Locate each line below that includes "styles" and reproduce it.

Information shown –
*****

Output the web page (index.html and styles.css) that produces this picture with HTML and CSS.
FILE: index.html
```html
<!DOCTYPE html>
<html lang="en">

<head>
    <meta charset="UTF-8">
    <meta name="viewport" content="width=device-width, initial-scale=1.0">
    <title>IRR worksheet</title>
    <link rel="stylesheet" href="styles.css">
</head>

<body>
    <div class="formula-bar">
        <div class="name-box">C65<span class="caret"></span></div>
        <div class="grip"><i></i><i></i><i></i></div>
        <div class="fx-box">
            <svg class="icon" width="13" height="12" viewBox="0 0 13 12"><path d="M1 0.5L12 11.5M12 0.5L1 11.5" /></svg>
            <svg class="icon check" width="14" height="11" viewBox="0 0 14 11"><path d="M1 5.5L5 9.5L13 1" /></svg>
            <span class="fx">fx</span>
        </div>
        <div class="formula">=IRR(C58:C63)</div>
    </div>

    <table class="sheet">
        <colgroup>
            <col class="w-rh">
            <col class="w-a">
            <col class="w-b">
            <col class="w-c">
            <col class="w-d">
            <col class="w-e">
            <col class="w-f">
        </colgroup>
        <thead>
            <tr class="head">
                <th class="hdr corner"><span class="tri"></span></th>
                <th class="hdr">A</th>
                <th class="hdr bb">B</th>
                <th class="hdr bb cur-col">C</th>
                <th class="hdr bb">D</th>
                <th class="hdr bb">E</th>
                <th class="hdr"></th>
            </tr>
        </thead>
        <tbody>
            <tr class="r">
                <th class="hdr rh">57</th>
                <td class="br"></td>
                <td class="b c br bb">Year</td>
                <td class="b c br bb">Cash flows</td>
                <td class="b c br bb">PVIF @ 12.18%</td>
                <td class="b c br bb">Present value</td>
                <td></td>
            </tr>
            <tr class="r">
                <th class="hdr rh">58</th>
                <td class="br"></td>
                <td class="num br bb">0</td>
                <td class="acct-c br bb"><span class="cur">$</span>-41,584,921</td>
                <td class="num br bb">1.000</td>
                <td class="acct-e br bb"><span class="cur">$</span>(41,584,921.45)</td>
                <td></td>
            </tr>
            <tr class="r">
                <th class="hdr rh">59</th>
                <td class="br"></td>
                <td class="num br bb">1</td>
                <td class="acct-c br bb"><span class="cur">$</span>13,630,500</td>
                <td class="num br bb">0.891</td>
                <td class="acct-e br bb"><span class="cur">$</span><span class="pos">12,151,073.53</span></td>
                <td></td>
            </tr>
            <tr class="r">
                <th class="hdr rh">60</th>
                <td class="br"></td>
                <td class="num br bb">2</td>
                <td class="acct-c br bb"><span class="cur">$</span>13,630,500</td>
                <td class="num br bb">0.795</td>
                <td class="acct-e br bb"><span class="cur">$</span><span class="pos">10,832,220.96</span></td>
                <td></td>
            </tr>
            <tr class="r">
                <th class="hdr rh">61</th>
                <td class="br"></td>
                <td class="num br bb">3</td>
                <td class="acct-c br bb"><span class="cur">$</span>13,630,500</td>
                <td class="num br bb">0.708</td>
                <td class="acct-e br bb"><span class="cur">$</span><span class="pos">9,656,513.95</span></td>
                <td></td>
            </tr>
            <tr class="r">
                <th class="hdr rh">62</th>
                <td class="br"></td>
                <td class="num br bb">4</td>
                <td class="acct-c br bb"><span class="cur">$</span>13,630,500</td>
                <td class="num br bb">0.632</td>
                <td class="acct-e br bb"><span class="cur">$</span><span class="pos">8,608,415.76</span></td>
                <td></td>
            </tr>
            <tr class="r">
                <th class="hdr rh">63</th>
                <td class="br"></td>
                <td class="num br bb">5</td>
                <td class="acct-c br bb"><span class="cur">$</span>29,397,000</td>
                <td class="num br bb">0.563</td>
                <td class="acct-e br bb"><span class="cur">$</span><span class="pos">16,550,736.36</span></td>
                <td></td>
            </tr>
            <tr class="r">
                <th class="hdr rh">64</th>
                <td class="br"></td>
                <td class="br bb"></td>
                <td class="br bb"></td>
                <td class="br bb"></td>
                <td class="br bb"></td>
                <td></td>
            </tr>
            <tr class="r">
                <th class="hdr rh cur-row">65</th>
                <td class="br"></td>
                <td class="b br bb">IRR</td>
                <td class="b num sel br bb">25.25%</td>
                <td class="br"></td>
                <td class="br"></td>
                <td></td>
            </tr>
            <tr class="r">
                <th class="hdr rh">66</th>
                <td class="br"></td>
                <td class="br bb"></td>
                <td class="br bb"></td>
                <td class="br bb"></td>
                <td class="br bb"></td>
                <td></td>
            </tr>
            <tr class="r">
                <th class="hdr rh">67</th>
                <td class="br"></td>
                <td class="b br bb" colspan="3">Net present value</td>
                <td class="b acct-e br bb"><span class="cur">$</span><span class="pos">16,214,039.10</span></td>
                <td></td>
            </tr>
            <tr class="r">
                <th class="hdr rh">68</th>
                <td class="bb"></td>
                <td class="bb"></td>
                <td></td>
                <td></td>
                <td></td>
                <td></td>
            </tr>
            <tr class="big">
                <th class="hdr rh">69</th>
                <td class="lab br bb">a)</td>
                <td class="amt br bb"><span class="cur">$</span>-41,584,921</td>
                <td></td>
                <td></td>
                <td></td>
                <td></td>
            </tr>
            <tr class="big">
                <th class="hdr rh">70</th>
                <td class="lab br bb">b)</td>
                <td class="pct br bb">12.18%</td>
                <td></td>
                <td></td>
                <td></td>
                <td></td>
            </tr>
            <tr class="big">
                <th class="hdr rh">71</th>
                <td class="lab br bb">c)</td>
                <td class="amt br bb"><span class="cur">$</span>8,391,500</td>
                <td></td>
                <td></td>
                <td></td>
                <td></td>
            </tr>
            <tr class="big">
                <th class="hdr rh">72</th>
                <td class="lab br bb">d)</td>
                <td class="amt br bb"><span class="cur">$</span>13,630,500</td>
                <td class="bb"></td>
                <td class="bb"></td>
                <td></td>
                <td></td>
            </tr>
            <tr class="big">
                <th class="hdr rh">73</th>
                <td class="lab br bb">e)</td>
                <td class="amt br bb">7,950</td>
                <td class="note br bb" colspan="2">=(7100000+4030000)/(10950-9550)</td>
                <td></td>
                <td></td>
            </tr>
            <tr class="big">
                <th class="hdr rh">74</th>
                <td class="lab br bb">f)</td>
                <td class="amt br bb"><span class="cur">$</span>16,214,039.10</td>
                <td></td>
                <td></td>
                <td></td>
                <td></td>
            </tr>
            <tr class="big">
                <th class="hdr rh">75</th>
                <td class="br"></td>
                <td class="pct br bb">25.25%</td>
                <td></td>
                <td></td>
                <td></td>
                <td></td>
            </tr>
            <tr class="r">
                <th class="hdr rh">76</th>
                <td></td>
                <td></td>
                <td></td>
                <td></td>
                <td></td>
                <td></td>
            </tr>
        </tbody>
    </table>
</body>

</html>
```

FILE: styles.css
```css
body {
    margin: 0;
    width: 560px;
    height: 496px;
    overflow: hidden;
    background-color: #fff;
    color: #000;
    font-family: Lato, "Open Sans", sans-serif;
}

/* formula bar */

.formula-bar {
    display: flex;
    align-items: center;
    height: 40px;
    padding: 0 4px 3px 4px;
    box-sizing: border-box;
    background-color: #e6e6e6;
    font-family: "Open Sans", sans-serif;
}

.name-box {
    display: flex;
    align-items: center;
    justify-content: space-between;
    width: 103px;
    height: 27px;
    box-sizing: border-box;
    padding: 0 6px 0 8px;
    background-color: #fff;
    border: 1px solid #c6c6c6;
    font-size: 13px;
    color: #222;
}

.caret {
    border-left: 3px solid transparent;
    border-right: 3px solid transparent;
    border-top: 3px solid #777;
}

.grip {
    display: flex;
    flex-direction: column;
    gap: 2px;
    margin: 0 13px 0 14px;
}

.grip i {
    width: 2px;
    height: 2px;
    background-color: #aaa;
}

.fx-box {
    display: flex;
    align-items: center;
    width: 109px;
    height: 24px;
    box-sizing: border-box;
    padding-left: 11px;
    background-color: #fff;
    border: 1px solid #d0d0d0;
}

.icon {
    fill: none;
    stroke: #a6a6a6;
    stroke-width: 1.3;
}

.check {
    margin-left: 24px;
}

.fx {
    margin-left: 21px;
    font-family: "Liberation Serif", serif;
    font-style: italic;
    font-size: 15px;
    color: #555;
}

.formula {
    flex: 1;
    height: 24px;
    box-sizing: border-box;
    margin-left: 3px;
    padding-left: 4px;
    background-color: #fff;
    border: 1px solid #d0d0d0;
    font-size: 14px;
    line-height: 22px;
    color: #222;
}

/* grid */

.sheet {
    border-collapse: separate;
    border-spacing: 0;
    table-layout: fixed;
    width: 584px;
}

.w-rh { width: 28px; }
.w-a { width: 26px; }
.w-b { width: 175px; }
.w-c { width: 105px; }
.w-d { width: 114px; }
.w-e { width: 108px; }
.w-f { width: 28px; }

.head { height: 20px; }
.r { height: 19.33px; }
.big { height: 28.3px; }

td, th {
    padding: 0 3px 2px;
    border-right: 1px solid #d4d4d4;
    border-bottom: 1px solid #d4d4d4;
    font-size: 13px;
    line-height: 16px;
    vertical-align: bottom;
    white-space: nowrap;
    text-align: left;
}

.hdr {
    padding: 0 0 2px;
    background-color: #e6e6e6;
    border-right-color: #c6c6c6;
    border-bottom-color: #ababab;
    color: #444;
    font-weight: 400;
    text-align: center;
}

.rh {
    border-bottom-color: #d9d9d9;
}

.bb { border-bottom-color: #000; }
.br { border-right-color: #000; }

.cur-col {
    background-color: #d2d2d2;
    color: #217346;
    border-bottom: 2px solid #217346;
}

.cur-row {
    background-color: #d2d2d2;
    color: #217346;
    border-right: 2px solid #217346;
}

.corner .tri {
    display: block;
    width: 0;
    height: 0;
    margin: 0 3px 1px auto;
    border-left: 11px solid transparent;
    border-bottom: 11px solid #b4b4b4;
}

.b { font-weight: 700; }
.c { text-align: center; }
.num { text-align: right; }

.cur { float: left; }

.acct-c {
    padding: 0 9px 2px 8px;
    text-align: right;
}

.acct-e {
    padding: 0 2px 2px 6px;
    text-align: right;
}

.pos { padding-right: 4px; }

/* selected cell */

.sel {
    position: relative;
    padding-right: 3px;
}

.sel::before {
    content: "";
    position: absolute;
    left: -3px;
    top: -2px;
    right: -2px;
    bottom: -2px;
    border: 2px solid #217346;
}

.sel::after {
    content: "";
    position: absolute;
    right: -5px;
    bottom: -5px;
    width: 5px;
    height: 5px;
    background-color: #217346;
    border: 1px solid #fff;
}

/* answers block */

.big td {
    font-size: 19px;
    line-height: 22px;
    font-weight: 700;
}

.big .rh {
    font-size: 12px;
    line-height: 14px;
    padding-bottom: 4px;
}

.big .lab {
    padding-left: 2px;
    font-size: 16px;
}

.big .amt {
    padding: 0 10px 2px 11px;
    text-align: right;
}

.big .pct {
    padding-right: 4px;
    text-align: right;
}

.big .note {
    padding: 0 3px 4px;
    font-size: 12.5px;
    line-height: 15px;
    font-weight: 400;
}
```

*****

Result of this exercise –
Output the web page (index.html and styles.css) that produces this picture with HTML and CSS.
    <link rel="stylesheet" href="styles.css">
FILE: styles.css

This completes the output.